Every year see's Red Bull put on the One B-Boy Championship where dancers square off against each other in a knock-out one-on-one tournament. Each dancer dances three short 30 second rounds against each other in an arena while the crowd cheers and whoops it up from the stands. Hong 10 won the tournament in 2006, and returns to defend his titles in 2007's battle, which the documentary is based around. Hong 10 is a young Japanese kid who lives for the thrill of that baying crowd. He compares the rush he gets in the battle and from the cheers with almost drowning as a kid, that sense of panic when you know you are out of breath.

Lilou is a cocky French Algerian who won the competition in 2005 but got put out in the first round in 2006. He refuses to hand back his winning Championship belt to Red Bull as without it he is nothing. He's a Muslim and we see him praying to Mecca in the build up to the competition, which he enters wearing a traditional Arab headscarf to show his solidarity with Muslims around the world when he battles American Roxrite in the semifinal.

Roxrite wins, and the crowd starts booing. Lilou takes this as a personal win. Roxrite puts it down to the fact

he's American. The championship takes place in Johannesburg, and he says everyone thinks it's all great for everyone in the US. We learn he's had a tough life and grew up homeless on the streets with his family and he believes that's what gave him his drive to succeed in the B-Boy world.

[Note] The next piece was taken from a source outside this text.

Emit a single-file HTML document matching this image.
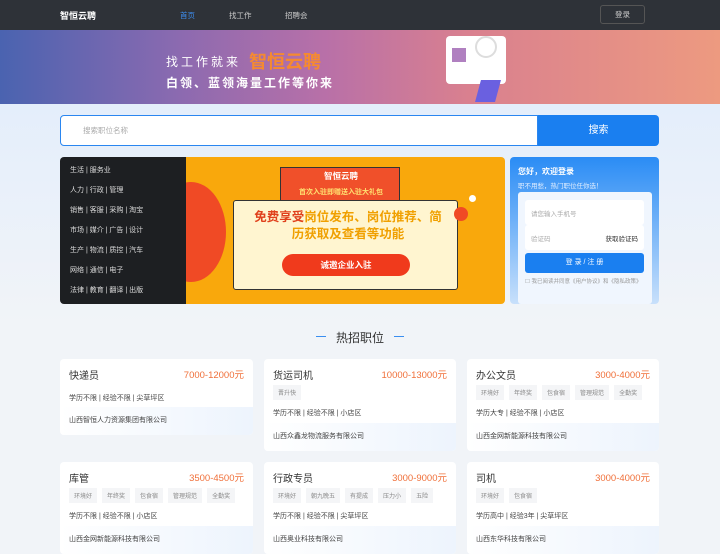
<!DOCTYPE html><html><head><meta charset="utf-8"><style>
*{margin:0;padding:0;box-sizing:border-box}
body{width:720px;height:540px;overflow:hidden;background:#f1f4f8;font-family:"Liberation Sans","Noto Sans CJK SC",sans-serif;position:relative;font-size:8px;color:#333}
.a{position:absolute}
.nav{left:0;top:0;width:720px;height:30px;background:#2e3238;color:#ccc}
.ban{left:0;top:30px;width:720px;height:74px;background:linear-gradient(90deg,#4a63b0 0%,#8c6ab0 25%,#b870a8 45%,#d9808f 65%,#ed9a80 100%)}
.card{background:#fff;border-radius:4px;overflow:hidden}
.card .t{position:absolute;left:9px;top:8px;font-size:10px;color:#333}
.card .p{position:absolute;right:9px;top:8px;font-size:9.5px;color:#f0703a}
.tags{position:absolute;left:9px;top:26px;display:flex;gap:5px}
.tags span{background:#f4f5f7;color:#888;font-size:6px;padding:3px 5px}
.info{position:absolute;left:9px;font-size:7px;color:#444}
.co{position:absolute;left:0;right:0;bottom:0;height:28px;background:linear-gradient(90deg,#fff,#edf4fd);font-size:7px;color:#444;padding:0 9px;line-height:28px}
.cat{left:70px;font-size:7px;color:#ddd}
</style></head><body>
<div class="a" style="left:0;top:104px;width:720px;height:220px;background:linear-gradient(180deg,#e4eefb,#f1f4f8)"></div>
<div class="a nav">
<div class="a" style="left:60px;top:9px;font-size:9px;font-weight:bold;color:#fff">智恒云聘</div>
<div class="a" style="left:180px;top:10px;font-size:7.5px;color:#3d8ef0">首页</div>
<div class="a" style="left:229px;top:10px;font-size:7.5px">找工作</div>
<div class="a" style="left:285px;top:10px;font-size:7.5px">招聘会</div>
<div class="a" style="left:600px;top:5px;width:45px;height:19px;border:1px solid #555;border-radius:3px;text-align:center;line-height:17px;font-size:7.5px">登录</div>
</div>
<div class="a ban">
<div class="a" style="left:166px;top:23px;font-size:12px;color:#fff;letter-spacing:3px">找工作就来</div>
<div class="a" style="left:249px;top:18px;font-size:18px;font-weight:bold;color:#f58a30">智恒云聘</div>
<div class="a" style="left:166px;top:44px;font-size:12px;color:#fff;font-weight:bold;letter-spacing:2px">白领、蓝领海量工作等你来</div>
<div class="a" style="left:446px;top:6px;width:60px;height:48px;background:#fff;border-radius:4px"></div>
<div class="a" style="left:475px;top:6px;width:22px;height:22px;border:2px solid #ddd;border-radius:50%"></div>
<div class="a" style="left:452px;top:18px;width:14px;height:14px;background:#b080c0"></div>
<div class="a" style="left:478px;top:50px;width:20px;height:22px;background:#6a60e0;transform:skewX(-15deg)"></div>
</div>
<div class="a" style="left:60px;top:115px;width:478px;height:31px;background:#fff;border:1px solid #2a86f0;border-radius:4px 0 0 4px;padding:9px 22px;font-size:7.5px;color:#aaa">搜索职位名称</div>
<div class="a" style="left:538px;top:115px;width:121px;height:31px;background:#1a7ff0;border-radius:0 4px 4px 0;color:#fff;text-align:center;line-height:31px;font-size:10px">搜索</div>
<div class="a" style="left:60px;top:157px;width:126px;height:147px;background:#1d1f22;border-radius:4px 0 0 4px"></div>
<div class="a cat" style="top:165px">生活 | 服务业</div>
<div class="a cat" style="top:185px">人力 | 行政 | 管理</div>
<div class="a cat" style="top:205px">销售 | 客服 | 采购 | 淘宝</div>
<div class="a cat" style="top:225px">市场 | 媒介 | 广告 | 设计</div>
<div class="a cat" style="top:245px">生产 | 物流 | 质控 | 汽车</div>
<div class="a cat" style="top:265px">网络 | 通信 | 电子</div>
<div class="a cat" style="top:285px">法律 | 教育 | 翻译 | 出版</div>
<div class="a" style="left:186px;top:157px;width:319px;height:147px;background:#f9a80c;border-radius:0 4px 4px 0;overflow:hidden">
<div class="a" style="left:-30px;top:25px;width:70px;height:100px;border-radius:50%;background:#f04a25"></div>
<div class="a" style="left:94px;top:10px;width:120px;height:42px;background:#f0502a;border:1px solid #333"></div>
<div class="a" style="left:120px;top:13px;font-size:8.5px;color:#fff;font-weight:bold;width:70px;text-align:center">智恒云聘</div>
<div class="a" style="left:100px;top:30px;font-size:7px;color:#ffe070;font-weight:bold;width:110px;text-align:center">首次入驻即赠送入驻大礼包</div>
<div class="a" style="left:47px;top:43px;width:225px;height:90px;background:#fff5d0;border:1.5px solid #333;border-radius:3px"></div>
<div class="a" style="left:64px;top:52px;font-size:12.5px;font-weight:bold;color:#e0401c;width:196px;text-align:center;line-height:17px">免费享受<span style="color:#f0a000">岗位发布、岗位推荐、简历获取及查看等功能</span></div>
<div class="a" style="left:96px;top:97px;width:128px;height:22px;background:#f03a1c;border-radius:11px;color:#fff;font-size:8.5px;font-weight:bold;text-align:center;line-height:22px">诚邀企业入驻</div>
<div class="a" style="left:283px;top:38px;width:7px;height:7px;border-radius:50%;background:#fff"></div>
<div class="a" style="left:268px;top:50px;width:14px;height:14px;border-radius:50%;background:#f04a25"></div>
</div>
<div class="a" style="left:510px;top:157px;width:149px;height:147px;background:linear-gradient(180deg,#2a8cf5,#c8e0fb);border-radius:4px">
<div class="a" style="left:8px;top:9px;font-size:8px;color:#fff;font-weight:bold">您好，欢迎登录</div>
<div class="a" style="left:8px;top:23px;font-size:6.5px;color:#e0eeff">职不用愁，热门职位任你选！</div>
<div class="a" style="left:8px;top:35px;width:134px;height:112px;background:#f0f6fe;border-radius:3px"></div>
<div class="a" style="left:15px;top:43px;width:119px;height:25px;background:#fff;border-radius:3px;padding:8px 6px;font-size:6.5px;color:#aaa">请您输入手机号</div>
<div class="a" style="left:15px;top:68px;width:119px;height:25px;background:#fff;border-radius:3px;padding:8px 6px;font-size:6.5px;color:#aaa">验证码<span style="float:right;color:#333">获取验证码</span></div>
<div class="a" style="left:15px;top:96px;width:119px;height:20px;background:#1a7ff0;border-radius:3px;color:#fff;font-size:7px;text-align:center;line-height:20px">登 录 / 注 册</div>
<div class="a" style="left:15px;top:120px;font-size:5.5px;color:#999;width:120px">☐ 我已阅读并同意《用户协议》和《隐私政策》</div>
</div>
<div class="a" style="left:316px;top:336px;width:10px;height:1px;background:#3a8ef0"></div>
<div class="a" style="left:394px;top:336px;width:10px;height:1px;background:#3a8ef0"></div>
<div class="a" style="left:336px;top:329px;font-size:12px;color:#333">热招职位</div>

<div class="a card" style="left:60px;top:359px;width:193px;height:76px"><div class="t">快递员</div><div class="p">7000-12000元</div><div class="info" style="top:34px">学历不限 | 经验不限 | 尖草坪区</div><div class="co">山西智恒人力资源集团有限公司</div></div>
<div class="a card" style="left:264px;top:359px;width:192px;height:92px"><div class="t">货运司机</div><div class="p">10000-13000元</div><div class="tags"><span>晋升快</span></div><div class="info" style="top:49px">学历不限 | 经验不限 | 小店区</div><div class="co">山西众鑫龙物流服务有限公司</div></div>
<div class="a card" style="left:467px;top:359px;width:192px;height:92px"><div class="t">办公文员</div><div class="p">3000-4000元</div><div class="tags"><span>环境好</span><span>年终奖</span><span>包食宿</span><span>管理规范</span><span>全勤奖</span></div><div class="info" style="top:49px">学历大专 | 经验不限 | 小店区</div><div class="co">山西金网新能源科技有限公司</div></div>
<div class="a card" style="left:60px;top:462px;width:193px;height:92px"><div class="t">库管</div><div class="p">3500-4500元</div><div class="tags"><span>环境好</span><span>年终奖</span><span>包食宿</span><span>管理规范</span><span>全勤奖</span></div><div class="info" style="top:49px">学历不限 | 经验不限 | 小店区</div><div class="co">山西金网新能源科技有限公司</div></div>
<div class="a card" style="left:264px;top:462px;width:192px;height:92px"><div class="t">行政专员</div><div class="p">3000-9000元</div><div class="tags"><span>环境好</span><span>朝九晚五</span><span>有提成</span><span>压力小</span><span>五险</span></div><div class="info" style="top:49px">学历不限 | 经验不限 | 尖草坪区</div><div class="co">山西奥业科技有限公司</div></div>
<div class="a card" style="left:467px;top:462px;width:192px;height:92px"><div class="t">司机</div><div class="p">3000-4000元</div><div class="tags"><span>环境好</span><span>包食宿</span></div><div class="info" style="top:49px">学历高中 | 经验3年 | 尖草坪区</div><div class="co">山西东华科技有限公司</div></div>
</body></html>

My favourite B-Boyer was Taisuke, not for his abilities (Roxrite perhaps the most technically accomplished dancer), but for his Samurai-like take on life. He lives on his own in Tokyo after leaving his disapproving parents in Nagasaki. His entire life is dedicated to the art of B- Boying. He says "I live for the Breakbeat. Even when I'm old I will always remember the Breakbeat. It's with me till I die". I just wish it wasn't in Japanese, but English, so I could sample it for a tune.

The introduction of each character always takes parts during one of the battles. The camera will freeze in the middle of an amazing move and we hear the bboy's voice-over. It had a feel of Caradiru/City of God feel to it - IE. I am Lilou, this is my story. While I liked this at first it started to grate after a while as it interrupted the flow of the battles themselves. This narration also felt a bit too 'X-Factor'/BGT at times, every B-Boyer giving us a tragic story relating to his life, that while I sympathised, was unnecessary.

While I really enjoyed the film, that came from the characters, their personal philosophies and the little moments of comedy that came from those beliefs. The dancing whilst spectacular did get a little samey at times, and because of this I'm willing to forgive the continuous character story interruptions as it might have been a poorer film without them. However I couldn't help but feel a lack of emotional connection between filmmaker and subject that was abundant in 'Breathe Control'. What BC lacked in budget, cinematography and direction it more than made up for in it's enthusiasm for the subject matter. 'Turn it Loose' seemed to be made by an insider looking into a scene he isn't part of. The film was made by an ex music video director, Alastair Siddons in conjunction with the sponsors Red Bull and I feel this corporate driving force was to the film's detriment. I'm going to dig out 'Planet B-Boy' on DVD now, hopefully that will be free of corporate shilling.

PS. A bonus of the feature was also seeing Spike Jonze's new short featuring skaters in slow motion, on the build up to tricks. It continuously cut to another just as the money shot was about to happen and eventually built to a collage of stunts where the ramps exploded. Very cool.